§ Mr. Coleman
asked the Chancellor of the Exchequer what representations he has received relating to the practice of certain tour operators in charging clients a surcharge on holidays paid for before the rise in value added tax imposed in his Budget became operative; if there are any practices applied by the Inland Revenue in charging value added tax in such circumstances which would justify the imposition of such a surcharge; and if he will make a statement.
§ Mr. Peter Rees,
pursuant to his reply [Official Report, 24 July 1979; Vol. 971, c.182], gave the following answer:
A number of holiday makers have written about such surcharges. If advance payment is made for a supply, VAT on that payment is normally chargeable at the rate in force when the supplier receives it. Customs and Excise would not normally regard returnable deposits paid for holidays as advance payments, but it is difficult to be certain about the legal position in any particular case, and on this occasion they will accept tax at 294W the old rate in respect of such deposits received before 18 June if the holiday operator proceeds on this basis. A holiday operator's right to surcharge his customer is a matter between the two parties, but in general traders are entitled to pass on an increase in VAT.
§ Mr.

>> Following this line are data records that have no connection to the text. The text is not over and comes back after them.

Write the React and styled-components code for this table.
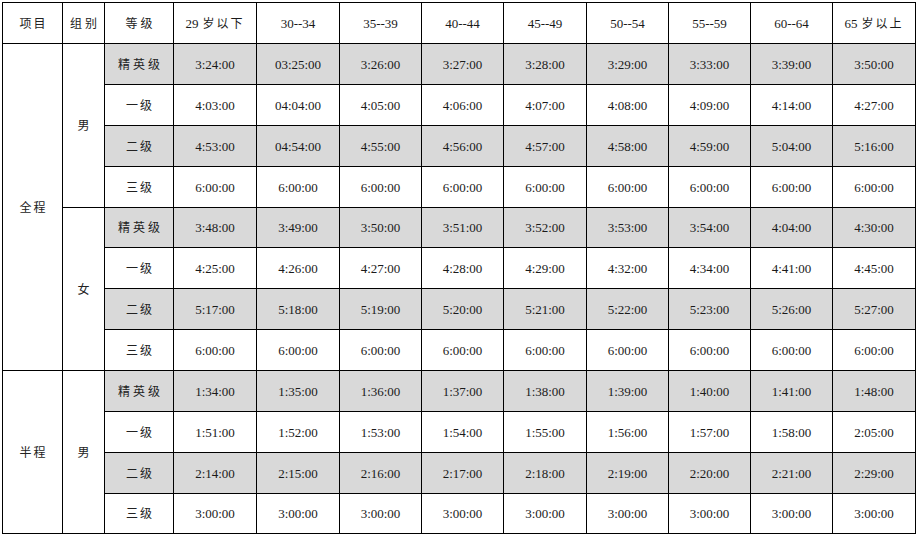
import React from "react";
import styled, { createGlobalStyle } from "styled-components";

const GlobalStyle = createGlobalStyle`
  html, body { margin: 0; padding: 0; background: #fff; }
  body { font-family: "Liberation Serif", "Noto Sans CJK SC", serif; color: #1a1a1a; }
`;

const Page = styled.div`
  padding: 2px 0 0 2px;
`;

const Table = styled.table`
  border-collapse: collapse;
  table-layout: fixed;
  width: 914px;
`;

const Row = styled.tr`
  height: ${(p) => p.$h}px;
`;

const Cell = styled.td`
  border: 1px solid #000;
  padding: 0;
  text-align: center;
  vertical-align: middle;
  font-size: 13px;
  line-height: 1;
  background: ${(p) => (p.$shade ? "#d9d9d9" : "#fff")};
`;

const Zh = styled.span`
  font-family: "Noto Sans CJK SC", sans-serif;
  font-size: 12px;
  letter-spacing: ${(p) => p.$sp ?? 3}px;
  margin-right: -${(p) => p.$sp ?? 3}px;
  color: #222;
`;

const Age = styled.span`
  font-size: 13px;
`;

const AgeZh = styled.span`
  font-family: "Noto Sans CJK SC", sans-serif;
  font-size: 12px;
  letter-spacing: 2px;
  margin-left: 4px;
`;

const widths = [60, 42, 69, 83, 83, 82, 82, 83, 82, 82, 82, 83];

const headers = ["30--34", "35--39", "40--44", "45--49", "50--54", "55--59", "60--64"];

const groups = [
  {
    item: "全程",
    sexes: [
      {
        sex: "男",
        rows: [
          ["精英级", ["3:24:00", "03:25:00", "3:26:00", "3:27:00", "3:28:00", "3:29:00", "3:33:00", "3:39:00", "3:50:00"]],
          ["一级", ["4:03:00", "04:04:00", "4:05:00", "4:06:00", "4:07:00", "4:08:00", "4:09:00", "4:14:00", "4:27:00"]],
          ["二级", ["4:53:00", "04:54:00", "4:55:00", "4:56:00", "4:57:00", "4:58:00", "4:59:00", "5:04:00", "5:16:00"]],
          ["三级", Array(9).fill("6:00:00")],
        ],
      },
      {
        sex: "女",
        rows: [
          ["精英级", ["3:48:00", "3:49:00", "3:50:00", "3:51:00", "3:52:00", "3:53:00", "3:54:00", "4:04:00", "4:30:00"]],
          ["一级", ["4:25:00", "4:26:00", "4:27:00", "4:28:00", "4:29:00", "4:32:00", "4:34:00", "4:41:00", "4:45:00"]],
          ["二级", ["5:17:00", "5:18:00", "5:19:00", "5:20:00", "5:21:00", "5:22:00", "5:23:00", "5:26:00", "5:27:00"]],
          ["三级", Array(9).fill("6:00:00")],
        ],
      },
    ],
  },
  {
    item: "半程",
    sexes: [
      {
        sex: "男",
        rows: [
          ["精英级", ["1:34:00", "1:35:00", "1:36:00", "1:37:00", "1:38:00", "1:39:00", "1:40:00", "1:41:00", "1:48:00"]],
          ["一级", ["1:51:00", "1:52:00", "1:53:00", "1:54:00", "1:55:00", "1:56:00", "1:57:00", "1:58:00", "2:05:00"]],
          ["二级", ["2:14:00", "2:15:00", "2:16:00", "2:17:00", "2:18:00", "2:19:00", "2:20:00", "2:21:00", "2:29:00"]],
          ["三级", Array(9).fill("3:00:00")],
        ],
      },
    ],
  },
];

const rowHeights = [41, 41, 41, 41, 41, 40, 41, 41, 41, 41, 41, 41, 40];

export default function App() {
  let idx = 0;
  const bodyRows = [];
  groups.forEach((g) => {
    const total = g.sexes.reduce((a, s) => a + s.rows.length, 0);
    g.sexes.forEach((s, si) => {
      s.rows.forEach(([level, vals], ri) => {
        idx += 1;
        const shade = ri === 0 || ri === 2;
        bodyRows.push(
          <Row key={`${g.item}-${s.sex}-${level}-${si}`} $h={rowHeights[idx]}>
            {si === 0 && ri === 0 && (
              <Cell rowSpan={total}>
                <Zh $sp={2}>{g.item}</Zh>
              </Cell>
            )}
            {ri === 0 && (
              <Cell rowSpan={s.rows.length}>
                <Zh>{s.sex}</Zh>
              </Cell>
            )}
            <Cell $shade={shade}>
              <Zh $sp={level.length === 3 ? 3 : 2}>{level}</Zh>
            </Cell>
            {vals.map((v, i) => (
              <Cell key={i} $shade={shade}>
                {v}
              </Cell>
            ))}
          </Row>
        );
      });
    });
  });

  return (
    <>
      <GlobalStyle />
      <Page>
        <Table>
          <colgroup>
            {widths.map((w, i) => (
              <col key={i} style={{ width: w }} />
            ))}
          </colgroup>
          <tbody>
            <Row $h={rowHeights[0]}>
              <Cell>
                <Zh $sp={2}>项目</Zh>
              </Cell>
              <Cell>
                <Zh $sp={3}>组别</Zh>
              </Cell>
              <Cell>
                <Zh $sp={3}>等级</Zh>
              </Cell>
              <Cell>
                <Age>29</Age>
                <AgeZh>岁以下</AgeZh>
              </Cell>
              {headers.map((h) => (
                <Cell key={h}>{h}</Cell>
              ))}
              <Cell>
                <Age>65</Age>
                <AgeZh>岁以上</AgeZh>
              </Cell>
            </Row>
            {bodyRows}
          </tbody>
        </Table>
      </Page>
    </>
  );
}
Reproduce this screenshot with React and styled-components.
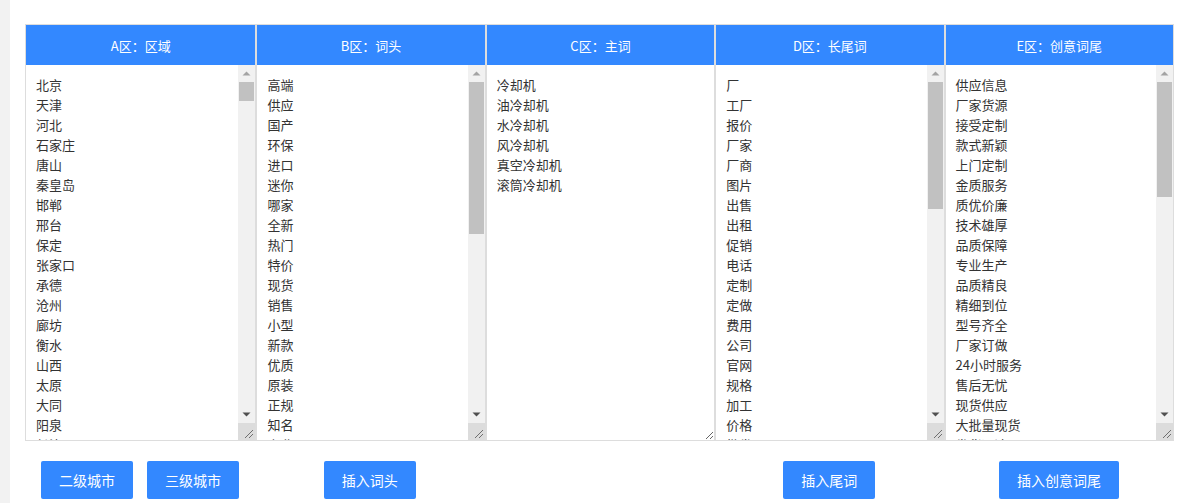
import React from 'react';
import styled, { createGlobalStyle } from 'styled-components';

const GlobalStyle = createGlobalStyle`
  html, body {
    margin: 0;
    padding: 0;
    background: #f2f2f2;
    font-family: "Noto Sans CJK SC", "Noto Sans", "Liberation Sans", sans-serif;
  }
  * { box-sizing: border-box; }
`;

const regions =
  '北京 天津 河北 石家庄 唐山 秦皇岛 邯郸 邢台 保定 张家口 承德 沧州 廊坊 衡水 山西 太原 大同 阳泉 长治 晋城 朔州 晋中 运城 忻州 临汾 吕梁 ' +
  '内蒙古 呼和浩特 包头 乌海 赤峰 通辽 鄂尔多斯 呼伦贝尔 巴彦淖尔 乌兰察布 辽宁 沈阳 大连 鞍山 抚顺 本溪 丹东 锦州 营口 阜新 辽阳 盘锦 铁岭 朝阳 葫芦岛 ' +
  '吉林 长春 四平 辽源 通化 白山 松原 白城 黑龙江 哈尔滨 齐齐哈尔 鸡西 鹤岗 双鸭山 大庆 伊春 佳木斯 七台河 牡丹江 黑河 绥化 上海 江苏 南京 无锡 徐州 常州 苏州 南通 连云港 淮安 盐城 扬州 镇江 泰州 宿迁 ' +
  '浙江 杭州 宁波 温州 嘉兴 湖州 绍兴 金华 衢州 舟山 台州 丽水 安徽 合肥 芜湖 蚌埠 淮南 马鞍山 淮北 铜陵 安庆 黄山 滁州 阜阳 宿州 六安 亳州 池州 宣城 ' +
  '福建 福州 厦门 莆田 三明 泉州 漳州 南平 龙岩 宁德 江西 南昌 景德镇 萍乡 九江 新余 鹰潭 赣州 吉安 宜春 抚州 上饶 山东 济南 青岛 淄博 枣庄 东营 烟台 潍坊 济宁 泰安 威海 日照 临沂 德州 聊城 滨州 菏泽 ' +
  '河南 郑州 开封 洛阳 平顶山 安阳 鹤壁 新乡 焦作 濮阳 许昌 漯河 三门峡 南阳 商丘 信阳 周口 驻马店 湖北 武汉 黄石 十堰 宜昌 襄阳 鄂州 荆门 孝感 荆州 黄冈 咸宁 随州 ' +
  '湖南 长沙 株洲 湘潭 衡阳 邵阳 岳阳 常德 张家界 益阳 郴州 永州 怀化 娄底 广东 广州 韶关 深圳 珠海 汕头 佛山 江门 湛江 茂名 肇庆 惠州 梅州 汕尾 河源 阳江 清远 东莞 中山 潮州 揭阳 云浮 ' +
  '广西 南宁 柳州 桂林 梧州 北海 防城港 钦州 贵港 玉林 百色 贺州 河池 来宾 崇左 海南 海口 三亚 重庆 四川 成都 自贡 攀枝花 泸州 德阳 绵阳 广元 遂宁 内江 乐山 南充 眉山 宜宾 广安 达州 雅安 巴中 资阳 ' +
  '贵州 贵阳 六盘水 遵义 安顺 毕节 铜仁 云南 昆明 曲靖 玉溪 保山 昭通 丽江 普洱 临沧 西藏 拉萨 陕西 西安 铜川 宝鸡 咸阳 渭南 延安 汉中 榆林 安康 商洛 甘肃 兰州 嘉峪关 金昌 白银 天水 武威 张掖 平凉 酒泉 庆阳 定西 陇南 ' +
  '青海 西宁 宁夏 银川 石嘴山 吴忠 固原 中卫 新疆 乌鲁木齐 克拉玛依 吐鲁番 哈密 香港 澳门 台湾';

const heads =
  '高端 供应 国产 环保 进口 迷你 哪家 全新 热门 特价 现货 销售 小型 新款 优质 原装 正规 知名 专业 大型 节能 高效 耐用 实惠 便宜 精品 批发 定制 二手 全自动 半自动 工业 家用 商用 智能 新型 优惠 直销 高品质';

const mains = '冷却机 油冷却机 水冷却机 风冷却机 真空冷却机 滚筒冷却机';

const tails =
  '厂 工厂 报价 厂家 厂商 图片 出售 出租 促销 电话 定制 定做 费用 公司 官网 规格 加工 价格 批发 品牌 设备 生产 生产厂家 视频 维修 型号 原理 直销 制造 租赁 多少钱 哪里有 供应商 排名 参数 安装 结构 配件 价格表 推荐 口碑 行情 市场 销售 联系方式 哪家好 用途';

const creative =
  '供应信息 厂家货源 接受定制 款式新颖 上门定制 金质服务 质优价廉 技术雄厚 品质保障 专业生产 品质精良 精细到位 型号齐全 厂家订做 24小时服务 售后无忧 现货供应 大批量现货 发货迅速 货源充足 价格优惠 诚信经营 欢迎来电 量大从优 按需定制 免费设计 包安装 包运输 品质上乘 规格齐全 服务周到 经久耐用 性能稳定 操作简便 厂家直供 一站式服务 质量可靠 来图定制 支持定做 全国发货 放心选购 品质一流 技术领先 信誉保证 专业团队 种类齐全 现货直发 质量上乘 优质服务 价格合理 欢迎咨询 源头厂家';

const columns = [
  { title: 'A区：区域', words: regions, buttons: ['二级城市', '三级城市'] },
  { title: 'B区：词头', words: heads, buttons: ['插入词头'] },
  { title: 'C区：主词', words: mains, buttons: [] },
  { title: 'D区：长尾词', words: tails, buttons: ['插入尾词'] },
  { title: 'E区：创意词尾', words: creative, buttons: ['插入创意词尾'] },
];

const BOX_H = 375;
const LINE_H = 20;
const ARROW = 17;
const TRACK_H = BOX_H - ARROW * 3;

// the headless browser hides native scrollbars, so the rail is drawn by hand
const ScrollBar = ({ lines }) => {
  const contentH = lines * LINE_H + 20;
  const thumb = Math.max(16, Math.round((TRACK_H * BOX_H) / contentH));
  return (
    <Rail>
      <ArrowBtn>
        <svg width="17" height="17" viewBox="0 0 17 17">
          <path d="M4.5 10.5 L8.5 6.5 L12.5 10.5 Z" fill="#a3a3a3" />
        </svg>
      </ArrowBtn>
      <Track>
        <Thumb style={{ height: thumb }} />
      </Track>
      <ArrowBtn>
        <svg width="17" height="17" viewBox="0 0 17 17">
          <path d="M4.5 6.5 L12.5 6.5 L8.5 10.5 Z" fill="#505050" />
        </svg>
      </ArrowBtn>
      <Corner>
        <svg width="17" height="17" viewBox="0 0 17 17">
          <path d="M15 7 L7 15 M15 11 L11 15" stroke="#6e6e6e" strokeWidth="1" />
        </svg>
      </Corner>
    </Rail>
  );
};

const App = () => {
  return (
    <Page>
      <GlobalStyle />
      <Board>
        {columns.map((col, i) => {
          const list = col.words.split(' ');
          const scrolls = list.length * LINE_H + 20 > BOX_H;
          return (
            <Column key={col.title} $first={i === 0}>
              <Header>{col.title}</Header>
              <Body>
                <WordBox $scrolls={scrolls} defaultValue={list.join('\n')} />
                {scrolls && <ScrollBar lines={list.length} />}
              </Body>
            </Column>
          );
        })}
      </Board>
      <Actions>
        {columns.map((col) => (
          <ActionCell key={col.title}>
            {col.buttons.map((b) => (
              <Button key={b} type="button">{b}</Button>
            ))}
          </ActionCell>
        ))}
      </Actions>
    </Page>
  );
};

const Page = styled.div`
  margin-left: 10px;
  min-height: 100vh;
  background: #fff;
  padding: 24px 0 0 15px;
`;

const Board = styled.div`
  width: 1149px;
  display: grid;
  grid-template-columns: repeat(5, 1fr);
  border: 1px solid #ddd;
`;

const Column = styled.div`
  display: flex;
  flex-direction: column;
  min-width: 0;
  border-left: ${(p) => (p.$first ? 'none' : '2px solid #ddd')};
`;

const Header = styled.div`
  height: 40px;
  display: flex;
  align-items: center;
  justify-content: center;
  background: #3388ff;
  color: #fff;
  font-size: 13px;
`;

const Body = styled.div`
  display: flex;
  height: ${BOX_H}px;
`;

const WordBox = styled.textarea`
  display: block;
  flex: 1;
  min-width: 0;
  height: 100%;
  border: none;
  outline: none;
  margin: 0;
  padding: 10px;
  overflow: hidden;
  resize: ${(p) => (p.$scrolls ? 'none' : 'both')};
  font-family: "Noto Sans CJK SC", "Noto Sans", sans-serif;
  font-size: 13px;
  line-height: ${LINE_H}px;
  color: #333;
  background: #fff;
`;

const Rail = styled.div`
  width: 17px;
  flex: none;
  display: flex;
  flex-direction: column;
  background: #f1f1f1;
`;

const ArrowBtn = styled.div`
  height: ${ARROW}px;
  flex: none;
  svg { display: block; }
`;

const Track = styled.div`
  flex: 1;
  padding: 0 1px;
`;

const Thumb = styled.div`
  width: 100%;
  background: #c1c1c1;
`;

const Corner = styled.div`
  height: ${ARROW}px;
  flex: none;
  background: #dcdcdc;
  svg { display: block; }
`;

const Actions = styled.div`
  width: 1149px;
  display: grid;
  grid-template-columns: repeat(5, 1fr);
  padding-top: 20px;
`;

const ActionCell = styled.div`
  display: flex;
  justify-content: center;
  gap: 14px;
`;

const Button = styled.button`
  height: 38px;
  padding: 0 18px;
  border: none;
  border-radius: 2px;
  background: #3388ff;
  color: #fff;
  font-family: "Noto Sans CJK SC", "Noto Sans", sans-serif;
  font-size: 14px;
  cursor: pointer;
`;

export default App;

Loveridge
asked the Chancellor of the Exchequer what would be the loss to the revenue in a full year of raising the value added tax registration exemption limit to each of £12,500, £15,000 and £20,000 of applicable turnover; and how many firms would thereby be eligible for exemption in each case.
§ Mr. Peter Rees
If the deregistration limit was raised proportionately to the registration limit, about 200,000, 275,000 and 375,000 registered persons respectively would be relieved of the obligation to register, but the loss of revenue would depend upon the number who chose to do so. These numbers include traders who normally receive repayments from Customs and Excise.
Assuming that the proportion of those eligible that deregistered was similar to the proportions when the limits were raised in 1977 and 1978, it is estimated that the revenue loss would be about £15 million, £20 million and £25 million, respectively, in a full year.